REQUIREMENTS: Identify all lines in the data containing the string "index". Copy them out.

DATA SECTION:
○ ○ ○ ○

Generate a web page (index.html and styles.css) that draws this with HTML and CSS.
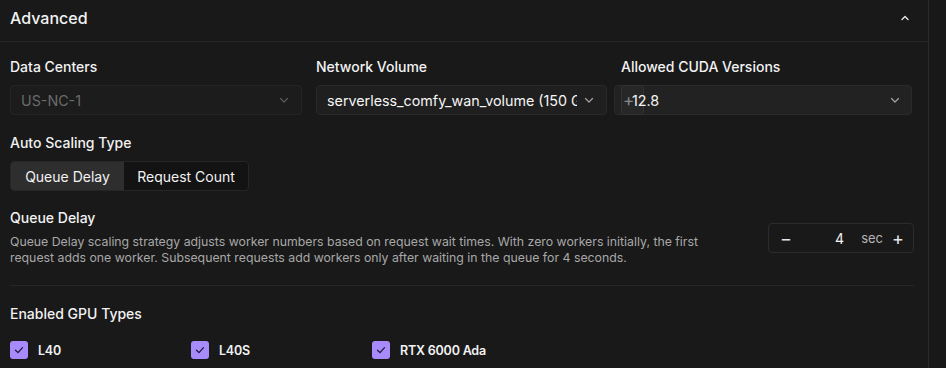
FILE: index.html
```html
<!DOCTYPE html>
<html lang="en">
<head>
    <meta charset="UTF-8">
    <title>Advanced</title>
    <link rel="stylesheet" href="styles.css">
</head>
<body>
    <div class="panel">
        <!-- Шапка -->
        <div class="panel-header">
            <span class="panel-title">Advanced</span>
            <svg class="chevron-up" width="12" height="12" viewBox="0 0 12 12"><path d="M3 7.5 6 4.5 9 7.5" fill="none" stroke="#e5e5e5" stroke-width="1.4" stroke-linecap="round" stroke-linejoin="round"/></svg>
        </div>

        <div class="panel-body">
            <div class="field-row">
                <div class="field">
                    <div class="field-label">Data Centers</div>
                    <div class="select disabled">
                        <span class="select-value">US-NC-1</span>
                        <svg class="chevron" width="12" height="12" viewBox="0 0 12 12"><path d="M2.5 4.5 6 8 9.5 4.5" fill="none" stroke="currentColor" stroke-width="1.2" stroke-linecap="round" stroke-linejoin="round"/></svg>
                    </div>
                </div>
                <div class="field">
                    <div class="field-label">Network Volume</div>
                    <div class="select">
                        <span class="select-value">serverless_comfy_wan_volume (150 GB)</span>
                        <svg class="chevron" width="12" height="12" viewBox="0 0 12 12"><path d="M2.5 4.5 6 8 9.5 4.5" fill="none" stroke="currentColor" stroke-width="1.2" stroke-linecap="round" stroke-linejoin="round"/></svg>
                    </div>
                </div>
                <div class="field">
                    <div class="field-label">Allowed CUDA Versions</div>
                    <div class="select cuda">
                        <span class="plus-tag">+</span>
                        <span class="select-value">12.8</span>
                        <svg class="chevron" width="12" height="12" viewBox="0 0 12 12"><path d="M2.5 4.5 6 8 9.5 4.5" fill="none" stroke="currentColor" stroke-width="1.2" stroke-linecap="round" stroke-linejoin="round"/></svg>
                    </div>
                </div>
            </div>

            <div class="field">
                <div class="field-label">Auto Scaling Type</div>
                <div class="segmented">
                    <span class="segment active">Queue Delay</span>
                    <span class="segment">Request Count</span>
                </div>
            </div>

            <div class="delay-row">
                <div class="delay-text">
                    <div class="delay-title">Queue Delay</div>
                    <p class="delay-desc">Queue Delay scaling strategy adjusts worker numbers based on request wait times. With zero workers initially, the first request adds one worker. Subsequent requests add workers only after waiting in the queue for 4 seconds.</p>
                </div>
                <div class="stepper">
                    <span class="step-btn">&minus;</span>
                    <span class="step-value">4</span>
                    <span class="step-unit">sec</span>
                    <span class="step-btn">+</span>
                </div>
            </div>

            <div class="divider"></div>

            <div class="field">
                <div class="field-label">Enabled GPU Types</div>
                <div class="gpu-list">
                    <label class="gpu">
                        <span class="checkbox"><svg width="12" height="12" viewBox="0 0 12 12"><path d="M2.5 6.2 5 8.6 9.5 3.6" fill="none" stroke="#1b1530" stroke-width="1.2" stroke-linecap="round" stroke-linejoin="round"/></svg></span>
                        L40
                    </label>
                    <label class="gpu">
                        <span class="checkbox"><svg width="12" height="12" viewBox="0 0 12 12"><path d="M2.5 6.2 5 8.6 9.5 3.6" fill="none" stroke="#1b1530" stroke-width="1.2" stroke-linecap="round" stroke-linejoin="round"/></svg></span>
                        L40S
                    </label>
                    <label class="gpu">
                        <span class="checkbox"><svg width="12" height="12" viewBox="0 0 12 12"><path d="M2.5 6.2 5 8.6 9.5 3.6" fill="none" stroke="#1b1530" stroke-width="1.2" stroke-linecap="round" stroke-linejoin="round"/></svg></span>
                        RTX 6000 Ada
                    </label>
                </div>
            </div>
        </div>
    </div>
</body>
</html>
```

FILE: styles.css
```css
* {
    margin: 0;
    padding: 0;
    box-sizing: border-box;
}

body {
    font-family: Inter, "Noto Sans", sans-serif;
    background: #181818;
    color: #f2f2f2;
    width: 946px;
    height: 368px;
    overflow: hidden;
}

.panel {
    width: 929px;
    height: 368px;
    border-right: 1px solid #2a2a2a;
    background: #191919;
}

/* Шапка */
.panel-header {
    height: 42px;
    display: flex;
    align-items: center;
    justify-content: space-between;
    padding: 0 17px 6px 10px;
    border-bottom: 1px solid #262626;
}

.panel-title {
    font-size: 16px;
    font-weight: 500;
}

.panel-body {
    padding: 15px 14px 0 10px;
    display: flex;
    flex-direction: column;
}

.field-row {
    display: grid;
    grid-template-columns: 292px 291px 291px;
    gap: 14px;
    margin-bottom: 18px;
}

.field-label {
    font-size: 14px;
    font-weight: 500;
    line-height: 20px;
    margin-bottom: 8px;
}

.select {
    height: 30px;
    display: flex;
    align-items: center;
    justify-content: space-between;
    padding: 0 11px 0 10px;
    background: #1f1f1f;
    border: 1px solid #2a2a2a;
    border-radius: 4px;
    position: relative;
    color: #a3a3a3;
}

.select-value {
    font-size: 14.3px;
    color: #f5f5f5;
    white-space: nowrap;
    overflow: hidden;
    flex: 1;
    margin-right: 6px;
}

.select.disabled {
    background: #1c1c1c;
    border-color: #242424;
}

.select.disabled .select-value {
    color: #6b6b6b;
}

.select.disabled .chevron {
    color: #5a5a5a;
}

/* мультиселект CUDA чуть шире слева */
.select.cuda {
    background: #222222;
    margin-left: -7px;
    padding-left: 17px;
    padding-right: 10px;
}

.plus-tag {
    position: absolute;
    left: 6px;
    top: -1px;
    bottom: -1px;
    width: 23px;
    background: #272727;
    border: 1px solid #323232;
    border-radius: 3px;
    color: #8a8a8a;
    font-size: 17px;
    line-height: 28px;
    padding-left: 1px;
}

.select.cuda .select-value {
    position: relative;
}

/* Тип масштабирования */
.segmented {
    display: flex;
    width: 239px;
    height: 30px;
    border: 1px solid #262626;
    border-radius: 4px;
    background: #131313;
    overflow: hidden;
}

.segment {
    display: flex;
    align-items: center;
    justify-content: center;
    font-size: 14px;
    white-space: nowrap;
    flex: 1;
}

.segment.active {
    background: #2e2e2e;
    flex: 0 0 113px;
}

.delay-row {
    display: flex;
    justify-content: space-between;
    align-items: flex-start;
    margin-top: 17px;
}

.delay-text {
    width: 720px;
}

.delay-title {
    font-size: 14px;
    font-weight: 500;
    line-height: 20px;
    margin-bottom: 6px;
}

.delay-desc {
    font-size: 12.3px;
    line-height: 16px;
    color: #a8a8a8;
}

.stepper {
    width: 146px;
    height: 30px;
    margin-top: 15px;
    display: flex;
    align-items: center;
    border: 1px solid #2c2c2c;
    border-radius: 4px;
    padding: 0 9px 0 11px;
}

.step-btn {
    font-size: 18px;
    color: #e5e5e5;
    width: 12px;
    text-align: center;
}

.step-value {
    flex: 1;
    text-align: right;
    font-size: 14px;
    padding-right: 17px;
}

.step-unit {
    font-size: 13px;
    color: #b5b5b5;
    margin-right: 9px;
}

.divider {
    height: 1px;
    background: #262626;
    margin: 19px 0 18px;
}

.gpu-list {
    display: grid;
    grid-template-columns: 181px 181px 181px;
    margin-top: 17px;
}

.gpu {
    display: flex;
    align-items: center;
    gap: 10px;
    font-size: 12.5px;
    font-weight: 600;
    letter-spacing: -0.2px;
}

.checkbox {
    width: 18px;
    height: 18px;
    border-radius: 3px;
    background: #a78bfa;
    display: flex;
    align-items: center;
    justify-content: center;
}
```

○ ○ ○ ○

THE ANSWER:
Generate a web page (index.html and styles.css) that draws this with HTML and CSS.
FILE: index.html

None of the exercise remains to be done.